It has been my personal observation that whenever the discussion turns to the Dating/Mating/Marriage marketplace for women later in life the first response is denial, and after overwhelming data is provided the second response is that women don’t really want men around later in life anyway.
But since this assertion comes up fairly frequently I decided to see what I could dig up on the question. If it turns out to be correct that around age 55 or so women feel a sudden urge to no longer be married, this would seem to reinforce those voices calling for an all out marriage strike. If women aren’t interested in marriage for life, what is the point?
I did some searching around but either there isn’t much written on the topic or I wasn’t using the right search terms. My own sense on this is that women tend to drop out of the dating market when their options are the slimmest just like men do when their options are slimmest. I also think that the sex specific stigma of terms like spinster and old maid probably aren’t “social constructs” as so many assume.
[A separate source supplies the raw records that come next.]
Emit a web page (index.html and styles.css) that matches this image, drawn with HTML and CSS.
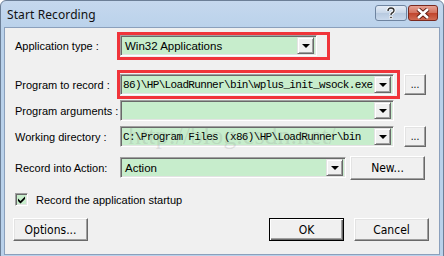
FILE: index.html
```html
<!DOCTYPE html>
<html lang="en">
<head>
  <meta charset="UTF-8">
  <title>Start Recording</title>
  <link rel="stylesheet" href="styles.css">
</head>
<body>
  <div class="window">
    <div class="titlebar">
      <span class="title">Start Recording</span>
      <div class="caption-btns">
        <div class="cap help">
          <svg width="12" height="12" viewBox="0 0 12 12"><path d="M3 4 Q3 1 6 1 Q9 1 9 3.5 Q9 5 7 6 Q6 6.5 6 8" fill="none" stroke="#fff" stroke-width="3.2"/><path d="M3 4 Q3 1 6 1 Q9 1 9 3.5 Q9 5 7 6 Q6 6.5 6 8" fill="none" stroke="#333" stroke-width="1.4"/><rect x="4.8" y="9.3" width="2.4" height="2.2" fill="#333" stroke="#fff" stroke-width="0.8"/></svg>
        </div>
        <div class="cap close">
          <svg width="14" height="11" viewBox="0 0 14 11"><path d="M2 1 L12 10 M12 1 L2 10" stroke="#5a1a10" stroke-width="4.4"/><path d="M2 1 L12 10 M12 1 L2 10" stroke="#fff" stroke-width="2.6"/></svg>
        </div>
      </div>
    </div>

    <div class="client">
      <div class="row row-app">
        <span class="label">Application type :</span>
        <div class="combo combo-app"><span class="val">Win32 Applications</span><span class="arrow"></span></div>
      </div>

      <div class="row row-prog">
        <span class="label">Program to record :</span>
        <div class="combo combo-wide"><span class="val mono">86)\HP\LoadRunner\bin\wplus_init_wsock.exe</span><span class="arrow"></span></div>
        <div class="btn btn-browse">...</div>
      </div>

      <div class="row row-args">
        <span class="label">Program arguments :</span>
        <div class="combo combo-wide"><span class="val"></span><span class="arrow"></span></div>
      </div>

      <div class="row row-dir">
        <span class="label">Working directory :</span>
        <div class="combo combo-wide"><span class="val mono">C:\Program Files (x86)\HP\LoadRunner\bin</span><span class="arrow"></span></div>
        <div class="btn btn-browse">...</div>
      </div>

      <div class="row row-action">
        <span class="label">Record into Action:</span>
        <div class="combo combo-action"><span class="val">Action</span><span class="arrow"></span></div>
        <div class="btn">New...</div>
      </div>

      <div class="check-row">
        <span class="checkbox">
          <svg width="9" height="9" viewBox="0 0 9 9"><path d="M1 3.5 L3.5 6 L8 1.5 L8 4 L3.5 8.5 L1 6 Z" fill="#000"/></svg>
        </span>
        <span class="check-label">Record the application startup</span>
      </div>

      <div class="button-row">
        <div class="btn">Options...</div>
        <div class="spacer"></div>
        <div class="btn btn-default">OK</div>
        <div class="btn">Cancel</div>
      </div>

      <div class="watermark">http://blog.csdn.net/</div>
      <div class="mark mark-app"></div>
      <div class="mark mark-prog"></div>
    </div>
  </div>
</body>
</html>
```

FILE: styles.css
```css
body {
  margin: 0;
  width: 444px;
  height: 256px;
  overflow: hidden;
  background: #ffffff;
  font-family: 'Liberation Sans', Arial, sans-serif;
}

.window {
  width: 444px;
  height: 262px;
  box-sizing: border-box;
  border: 1px solid #6c7f97;
  border-radius: 6px 6px 0 0;
  background: linear-gradient(#c5d8ee, #b9d1ea 30px);
  padding: 0 3px 6px 3px;
  display: flex;
  flex-direction: column;
}

/* title bar */
.titlebar {
  height: 26px;
  display: flex;
  align-items: flex-start;
  justify-content: space-between;
}

.title {
  font-family: 'Noto Sans', 'Liberation Sans', sans-serif;
  font-size: 12px;
  color: #111;
  padding: 5px 0 0 3px;
  letter-spacing: 0.1px;
}

.caption-btns {
  display: flex;
  gap: 1px;
  margin-top: 4px;
  margin-right: 2px;
}

.cap {
  height: 16px;
  box-sizing: border-box;
  border-radius: 3px;
  display: flex;
  justify-content: center;
  align-items: center;
}

.help {
  width: 32px;
  border: 1px solid #6e84a0;
  background: linear-gradient(#e4ecf6, #c7d6e8 50%, #b7c9df 51%, #c9d9ec);
}

.close {
  width: 30px;
  border: 1px solid #7a2a20;
  background: linear-gradient(#e6a294, #d2705c 50%, #c0442c 51%, #d06c54);
}

/* client area */
.client {
  flex: 1;
  position: relative;
  background: #f0f0f0;
  border: 1px solid #8ba0bc;
  padding: 7px 10px 0 10px;
  font-size: 11px;
  color: #000;
}

.row {
  display: flex;
  align-items: center;
  height: 21px;
}

.row-prog { margin-top: 18px; }
.row-args { margin-top: 5px; }
.row-dir { margin-top: 5px; }
.row-action { margin-top: 10px; }

.label {
  width: 105px;
  flex: none;
  white-space: nowrap;
}

.combo {
  height: 21px;
  box-sizing: border-box;
  display: flex;
  align-items: center;
  background: #c7edcc;
  border: 1px solid;
  border-color: #a0a0a0 #ffffff #ffffff #a0a0a0;
  box-shadow: inset 1px 1px #696969, inset -1px -1px #e3e3e3;
  padding: 2px;
}

.combo-app { width: 197px; }
.combo-wide { width: 274px; }
.combo-action { width: 226px; }

.val {
  flex: 1;
  padding-left: 2px;
  font-size: 11.5px;
  white-space: nowrap;
  overflow: hidden;
}

.val.mono {
  font-family: 'Liberation Mono', 'DejaVu Sans Mono', monospace;
  font-size: 11px;
  letter-spacing: -0.66px;
  padding-left: 0;
}

.arrow {
  width: 17px;
  height: 17px;
  flex: none;
  box-sizing: border-box;
  background: #f0f0f0;
  border: 1px solid;
  border-color: #e3e3e3 #696969 #696969 #e3e3e3;
  box-shadow: inset 1px 1px #ffffff, inset -1px -1px #a0a0a0;
  display: flex;
  justify-content: center;
  align-items: center;
}

.arrow::after {
  content: "";
  border-left: 4px solid transparent;
  border-right: 4px solid transparent;
  border-top: 4px solid #000;
  margin-top: 1px;
}

.btn {
  width: 75px;
  height: 23px;
  box-sizing: border-box;
  background: #f0f0f0;
  border: 1px solid;
  border-color: #ffffff #696969 #696969 #ffffff;
  box-shadow: inset -1px -1px #a0a0a0, inset 1px 1px #e3e3e3;
  display: flex;
  justify-content: center;
  align-items: center;
  font-family: 'Liberation Sans Narrow', 'DejaVu Sans Condensed', sans-serif;
  font-stretch: condensed;
  font-size: 12px;
  flex: none;
}

.btn-browse {
  width: 22px;
  height: 21px;
  margin-left: 10px;
  font-size: 10px;
}

.row-action .btn {
  margin-left: 4px;
  height: 24px;
}

.check-row {
  display: flex;
  align-items: center;
  margin-top: 15px;
  height: 13px;
}

.checkbox {
  width: 13px;
  height: 13px;
  box-sizing: border-box;
  background: #c7edcc;
  border: 1px solid;
  border-color: #a0a0a0 #ffffff #ffffff #a0a0a0;
  box-shadow: inset 1px 1px #696969, inset -1px -1px #e3e3e3;
  display: flex;
  justify-content: center;
  align-items: center;
}

.check-label {
  margin-left: 8px;
}

.button-row {
  display: flex;
  gap: 10px;
  margin-top: 12px;
  margin-left: -2px;
}

.spacer { flex: 1; }

.btn-default {
  border: 1px solid #000;
  box-shadow: inset 1px 1px #ffffff, inset -1px -1px #696969, inset -2px -2px #a0a0a0;
}

/* overlays */
.watermark {
  position: absolute;
  left: 123px;
  top: 93px;
  font-family: 'Liberation Serif', serif;
  font-size: 26px;
  color: rgba(120, 120, 120, 0.18);
  pointer-events: none;
}

.mark {
  position: absolute;
  border: 3px solid #f0343a;
  box-sizing: border-box;
}

.mark-app {
  left: 112px;
  top: 4px;
  width: 213px;
  height: 28px;
}

.mark-prog {
  left: 112px;
  top: 42px;
  width: 283px;
  height: 29px;
}
```
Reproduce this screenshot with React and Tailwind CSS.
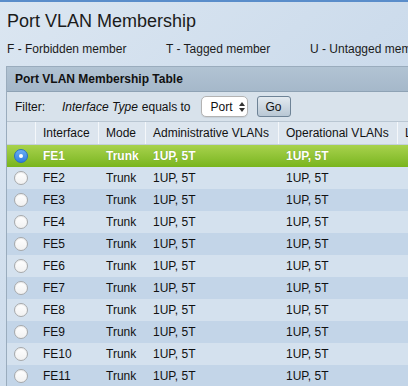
import React from "react";

const rows = Array.from({ length: 11 }, (_, i) => `FE${i + 1}`);

function Radio({ on }) {
  if (on) {
    return (
      <div className="w-[14px] h-[14px] rounded-full bg-gradient-to-b from-[#6aaef5] to-[#2f7fe0] border border-[#2a6fc4] flex items-center justify-center">
        <div className="w-[4px] h-[4px] rounded-full bg-white" />
      </div>
    );
  }
  return (
    <div className="w-[14px] h-[14px] rounded-full bg-gradient-to-b from-[#ffffff] to-[#f1f1f1] border border-[#a7a9ab] shadow-[inset_0_1px_1px_rgba(0,0,0,0.08)]" />
  );
}

export default function App() {
  return (
    <div className="w-[408px] h-[386px] overflow-hidden bg-gradient-to-br from-[#dbe6f1] via-[#cddcec] to-[#c2d3e6] border-t-2 border-[#5a8dca] font-['Liberation_Sans',Arial,sans-serif] text-[#111]">
      <div className="pl-[7px] pt-[8px] text-[18px] leading-[22px] text-[#1b1b1b] whitespace-nowrap">
        Port VLAN Membership
      </div>
      <div className="flex pl-[7px] mt-[9px] text-[12px] leading-[16px] whitespace-nowrap text-[#1b1b1b]">
        <span className="w-[159px] shrink-0">F - Forbidden member</span>
        <span className="w-[144px] shrink-0">T - Tagged member</span>
        <span className="shrink-0">U - Untagged member</span>
      </div>
      <div className="ml-[6px] mt-[9px] w-[600px] border-l border-t border-[#9aacbd]">
        <div className="h-[25px] bg-gradient-to-b from-[#b1c3d3] to-[#a5b8ca] border-b border-[#8ea2b4] flex items-center pl-[8px] text-[12px] font-bold text-[#111] whitespace-nowrap">
          Port VLAN Membership Table
        </div>
        <div className="h-[30px] bg-[#d8e2eb] border-b border-[#b9c6d2] flex items-center text-[12px] whitespace-nowrap">
          <span className="pl-[8px] w-[55px] shrink-0">Filter:</span>
          <span className="italic">Interface Type</span>
          <span className="ml-[4px]">equals to</span>
          <div className="ml-[10px] w-[47px] h-[21px] bg-white border border-[#b3b3b3] rounded-[5px] flex items-center pl-[9px] text-[12px] shadow-[0_1px_1px_rgba(0,0,0,0.08)]">
            <span>Port</span>
            <svg className="ml-[6px]" width="6" height="10" viewBox="0 0 6 10">
              <path d="M3 0 L6 4 L0 4 Z" fill="#333" />
              <path d="M0 6 L6 6 L3 10 Z" fill="#333" />
            </svg>
          </div>
          <div className="ml-[9px] w-[34px] h-[21px] rounded-[3px] border border-[#6e8396] bg-gradient-to-b from-[#e3eaf0] to-[#b8c7d4] flex items-center justify-center text-[12px]">
            Go
          </div>
        </div>
        <div className="h-[23px] bg-[#dce5ee] border-b border-[#c4d0dc] flex items-stretch text-[12px] whitespace-nowrap">
          <div className="w-[28px] shrink-0" />
          <div className="w-[63px] shrink-0 border-l border-[#f4f7fa] pl-[7px] flex items-center">Interface</div>
          <div className="w-[47px] shrink-0 border-l border-[#f4f7fa] pl-[7px] flex items-center">Mode</div>
          <div className="w-[133px] shrink-0 border-l border-[#f4f7fa] pl-[7px] flex items-center">Administrative VLANs</div>
          <div className="w-[119px] shrink-0 border-l border-[#f4f7fa] pl-[7px] flex items-center">Operational VLANs</div>
          <div className="flex-1 border-l border-[#f4f7fa] pl-[7px] flex items-center">LAG</div>
        </div>
        {rows.map((name, i) => {
          const sel = i === 0;
          const bg = sel
            ? "bg-gradient-to-b from-[#a8d24c] to-[#79b51b] text-white font-bold [text-shadow:0_0_1px_rgba(0,0,0,0.25)]"
            : i % 2 === 1
            ? "bg-[#d4e1ee]"
            : "bg-[#c3d5e8]";
          return (
            <div key={name} className={`h-[22px] flex items-stretch text-[12px] whitespace-nowrap ${bg}`}>
              <div className="w-[28px] shrink-0 flex items-center justify-center">
                <Radio on={sel} />
              </div>
              <div className="w-[63px] shrink-0 border-l border-transparent pl-[7px] flex items-center">{name}</div>
              <div className="w-[47px] shrink-0 border-l border-transparent pl-[7px] flex items-center">Trunk</div>
              <div className="w-[133px] shrink-0 border-l border-transparent pl-[7px] flex items-center">1UP, 5T</div>
              <div className="w-[119px] shrink-0 border-l border-transparent pl-[7px] flex items-center">1UP, 5T</div>
              <div className="flex-1" />
            </div>
          );
        })}
      </div>
    </div>
  );
}
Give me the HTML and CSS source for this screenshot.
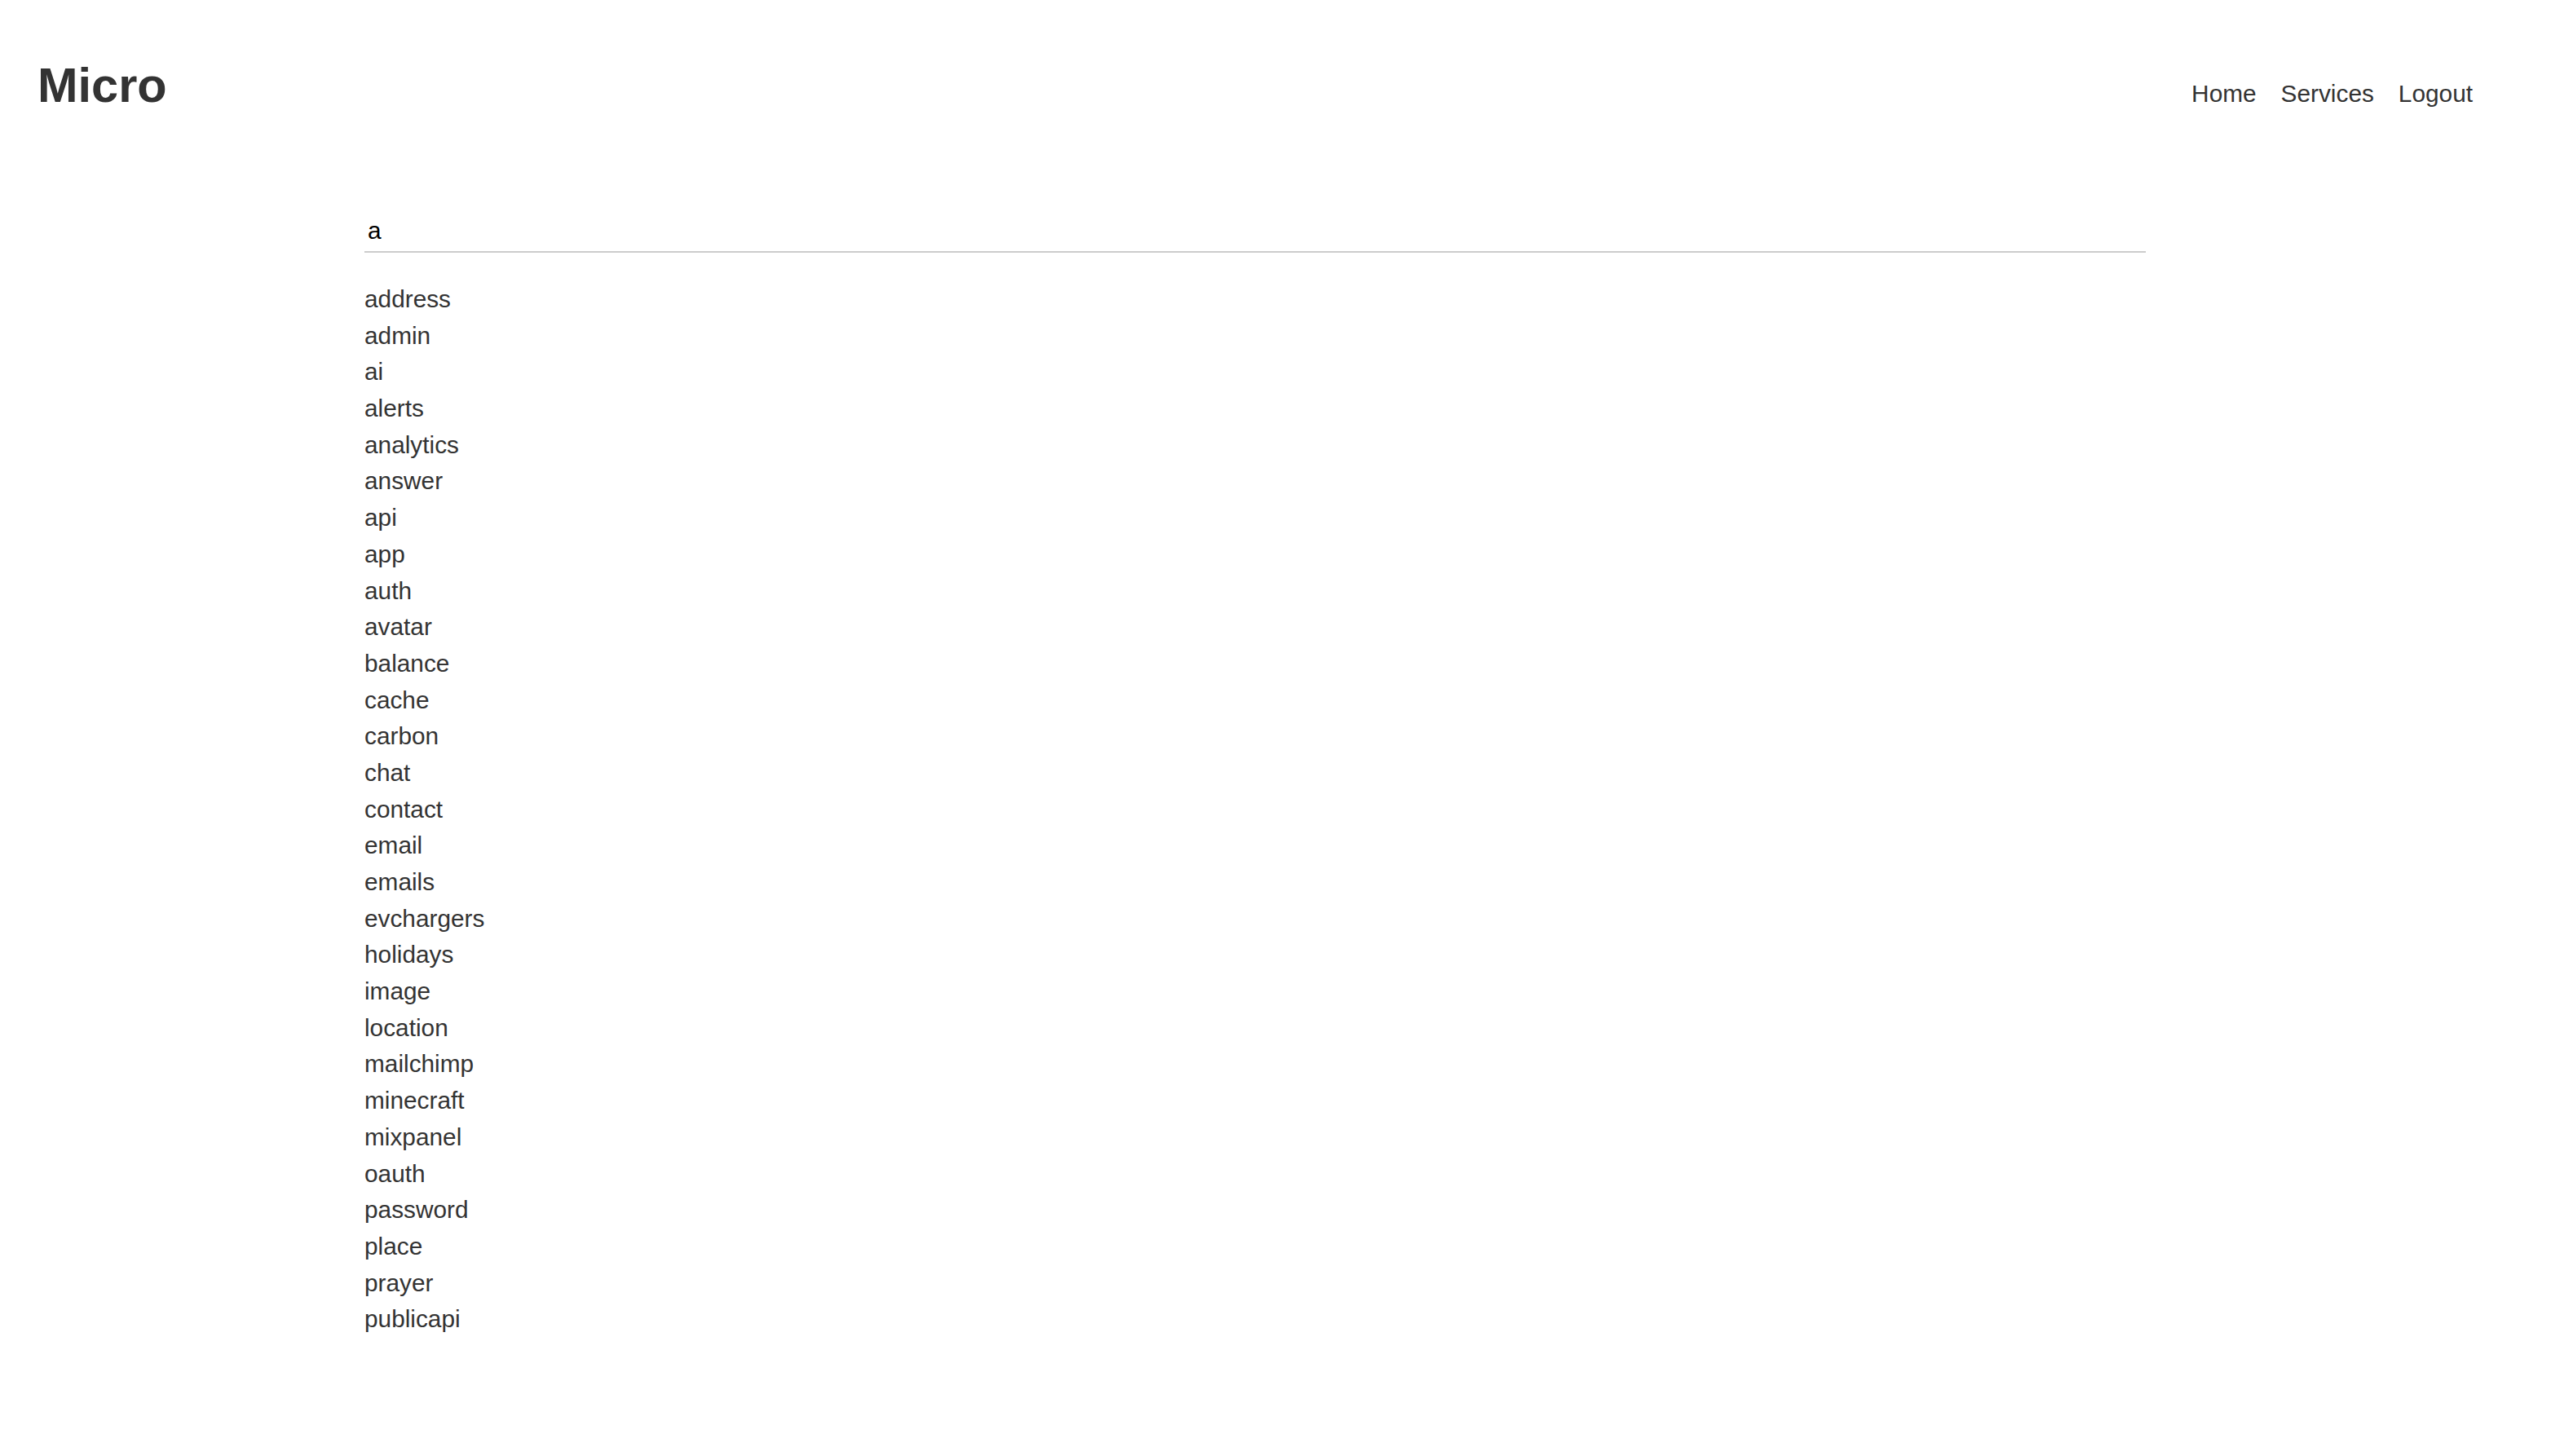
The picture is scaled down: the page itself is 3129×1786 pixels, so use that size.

It strikes me that in evolutionary terms a woman and her offspring who didn’t have investment from a man later in life would be at a disadvantage safety and resource wise compared with women who did. I don’t see any reason why this would suddenly cease to be around the age of 55.
At any rate, as I said I can’t find any studies which confirm this one way or another. If you have any links I would appreciate it if you posted them in the comments section. However, I do have access to data from the US Census, so I decided to chart out women’s relationship status by age bracket. The data below is from the 2010 Census. I limited the data set to White Non Hispanic women to remove potential trends which might be due to a demographic shift over time. All values represent percents.
I think this data pretty well dispels the idea that women are wired to prefer to divorce and live alone later in life. A woman’s likelihood of being married remains surprisingly flat between ages 35 and 65. Only after age 65 is the percentage of women married on the decline, and this is driven not by women divorcing and remaining unmarried, but by them becoming widows and not remarrying.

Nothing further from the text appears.